El lugar más honroso entre ellos era el del medio. El anterior y el posterior no tenían ni al escribir ni al hablar significación alguna de categoría, como se ve de un modo evidente por sus escritos: lo mismo decían Opio y César que César y Opio; lo misino yo y tú que tú y yo.
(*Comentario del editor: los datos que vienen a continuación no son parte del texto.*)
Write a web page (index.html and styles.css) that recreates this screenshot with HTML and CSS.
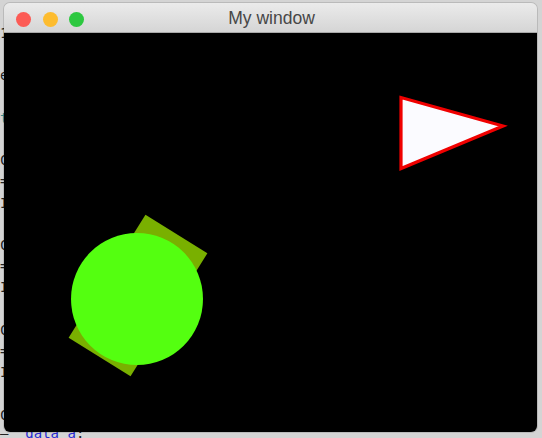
FILE: index.html
```html
<!DOCTYPE html>
<html>
<head>
<meta charset="utf-8">
<link rel="stylesheet" href="styles.css">
</head>
<body>
<pre class="backdrop"><span class="l1">1</span>

e

<span class="teal">t</span>

C
=
I

C
=
I

C
=
I

C
<span class="last">— _<span class="blue">data</span> <span class="blue">a</span>:</span></pre>
<div class="window">
  <div class="titlebar">
    <div class="lights">
      <span class="light red"></span>
      <span class="light yellow"></span>
      <span class="light green"></span>
    </div>
    <div class="title">My window</div>
  </div>
  <div class="canvas">
    <svg class="scene" width="533" height="399" viewBox="0 0 533 399">
      <rect x="-36.5" y="-72.5" width="73" height="145" fill="#79b000" transform="translate(134 262.5) rotate(32)"/>
      <circle cx="133" cy="266" r="66" fill="#54ff10"/>
      <polygon points="397,64.5 397,135.5 499,93" fill="#fbfbff" stroke="#f00000" stroke-width="3.2" stroke-linejoin="miter"/>
    </svg>
  </div>
</div>
</body>
</html>
```
FILE: styles.css
```css
html, body {
  margin: 0;
  padding: 0;
}
body {
  width: 542px;
  height: 438px;
  background: #d4d4d4;
  position: relative;
  overflow: hidden;
}
.backdrop {
  margin: 0;
  padding: 23px 0 0 0;
  font-family: "DejaVu Sans Mono", monospace;
  font-size: 14px;
  line-height: 21.2px;
  color: #222;
}
.teal { color: #3a8a8a; }
.blue { color: #2a2ad0; }
.last { position: relative; top: -3px; }
.window {
  position: absolute;
  left: 4px;
  top: 3px;
  width: 533px;
  height: 429px;
  border-radius: 6px;
  overflow: hidden;
  display: flex;
  flex-direction: column;
  box-shadow: 0 0 0 1px rgba(0,0,0,0.12);
}
.titlebar {
  height: 29px;
  border-bottom: 1px solid #a9a9a9;
  background: linear-gradient(#ebebeb, #d5d5d5);
  display: flex;
  align-items: center;
  position: relative;
}
.lights {
  display: flex;
  gap: 11.5px;
  padding-left: 12px;
  padding-top: 3px;
}
.light {
  width: 15px;
  height: 15px;
  border-radius: 50%;
  display: block;
}
.red { background: #fc5b55; }
.yellow { background: #fdbc2f; }
.green { background: #2dc840; }
.title {
  position: absolute;
  left: 0;
  right: 0;
  top: 5px;
  text-align: center;
  font-family: "Liberation Sans", "Open Sans", sans-serif;
  font-size: 17.5px;
  color: #474747;
  padding-left: 2px;
}
.canvas {
  flex: 1;
  background: #000;
}
.scene {
  display: block;
}
```
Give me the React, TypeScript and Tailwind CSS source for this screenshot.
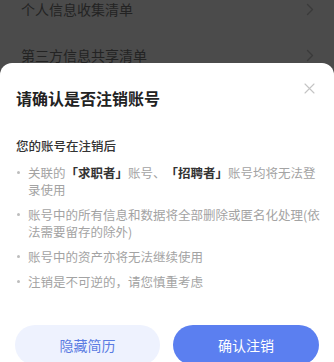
import type { ReactNode } from 'react';

const font = { fontFamily: '"Noto Sans CJK SC", "Noto Sans", sans-serif' };

function Chevron() {
  return (
    <svg width="8" height="13" viewBox="0 0 8 13" fill="none" className="shrink-0">
      <path d="M1.5 1.5 L6.5 6.5 L1.5 11.5" stroke="#3a3a3a" strokeWidth="1.3" strokeLinecap="round" strokeLinejoin="round" />
    </svg>
  );
}

function Row({ label }: { label: string }) {
  return (
    <div className="flex h-[46px] items-center justify-between pl-[21px] pr-[20px]">
      <span className="text-[14px] text-[#232323]">{label}</span>
      <Chevron />
    </div>
  );
}

function Item({ children }: { children: ReactNode }) {
  return (
    <li className="flex items-start">
      <span className="mt-[7px] mr-[8px] h-[3px] w-[3px] shrink-0 rounded-full bg-[#bdbdbd]" />
      <span className="min-w-0 flex-1 text-[12.5px] leading-[17px] text-[#a3a3a3] [text-spacing-trim:space-all]">{children}</span>
    </li>
  );
}

export default function App() {
  return (
    <div className="flex h-[362px] w-[334px] flex-col overflow-hidden bg-[#4b4b4b]" style={font}>
      <div className="h-[63px] shrink-0 overflow-hidden">
        <div className="-mt-[14px]">
          <Row label="个人信息收集清单" />
          <Row label="第三方信息共享清单" />
        </div>
      </div>

      <div className="relative flex-1 rounded-t-[12px] bg-white pt-[23px]">
        <button className="absolute right-[19px] top-[20px]">
          <svg width="11" height="11" viewBox="0 0 11 11" fill="none">
            <path d="M1 1 L10 10 M10 1 L1 10" stroke="#c4c4c4" strokeWidth="1.1" strokeLinecap="round" />
          </svg>
        </button>

        <div className="pl-4 pr-[10px]">
          <h2 className="text-[16px] font-bold leading-[24px] text-[#222]">请确认是否注销账号</h2>
          <p className="mt-[26px] text-[12.5px] font-medium leading-[20px] text-[#333]">您的账号在注销后</p>
          <ul className="mt-[8px] flex flex-col gap-[8px] pl-[1px]">
            <Item>
              关联的<b className="font-bold text-[#333]">「求职者」</b>账号、<b className="font-bold text-[#333]">「招聘者」</b>账号均将无法登录使用
            </Item>
            <Item>账号中的所有信息和数据将全部删除或匿名化处理(依法需要留存的除外)</Item>
            <Item>账号中的资产亦将无法继续使用</Item>
            <Item>注销是不可逆的，请您慎重考虑</Item>
          </ul>
        </div>

        <div className="mt-[35px] flex gap-[13px] px-[15px]">
          <button className="h-[40px] w-[145px] rounded-full bg-[#eef2fe] text-[14px] text-[#5a7be2]">隐藏简历</button>
          <button className="h-[40px] w-[146px] rounded-full bg-[#5b7ff0] text-[14px] text-white">确认注销</button>
        </div>
      </div>
    </div>
  );
}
Por esta razón he advertido en la vida de Flaminio del Plutarco de Amyot, un pasaje en que éste, hablando del celo por la gloria que existía entre etolianos y romanos, por saber a quién pertenecía la honra de una batalla que habían ganado juntos, se fije en que en las canciones griegas figurasen los etolios antes que los romanos, si es que no hay doble sentido en las palabras francesas.

Aunque las damas se encontrasen en el baño, no tenían inconveniente en hablar con los hombres, y allí mismo recibían de manos de sus criados unturas y fricciones:

Inguina succinctus nigra tibi servus aluta

stat, quoties calidis nuda foveris aquis.[412]

También usaban polvos para reprimir el sudor.

Los primitivos galos dice Sidonio Apolinario, llevaban el pelo largo por delante, y el de la nuca lo tenían cortado: igual uso que el recientemente puesto en vigor por las costumbres afeminadas y muelles de nuestro siglo.

Pagaban los romanos el importe del pasaje a los bateleros al entrar en el barco; nosotros no los pagamos hasta llegar al punto de destino:

Dum aes exigitur, dum mula ligatur,

tota abit hora.[413]

Las mujeres se acostaban en la cama del lado de la pared, por eso se llamaba a César spondam regis Nicomedis[414]. Tomaban aliento al beber y bautizaban el vino:

Quis puer ocius

restinguet ardentis falerni

pocula praetereunte lympha?[415]

Los lacayos empleaban ya sus acostumbradas truhanerías.

O Jane!, a tergo quem nulla ciconia pinsit,

nec manus auriculas imitata est mobilis albas,

nec linguae, quantum sitiat canis Appula tantum.[416]

Las damas argianas y las romanas usaban el luto blanco, como las nuestras en lo antiguo, y como debiera hacerse hoy, si mi dictamen se siguiera. Pero hagamos aquí punto, pues hay libros enteros que no tratan de otra cosa.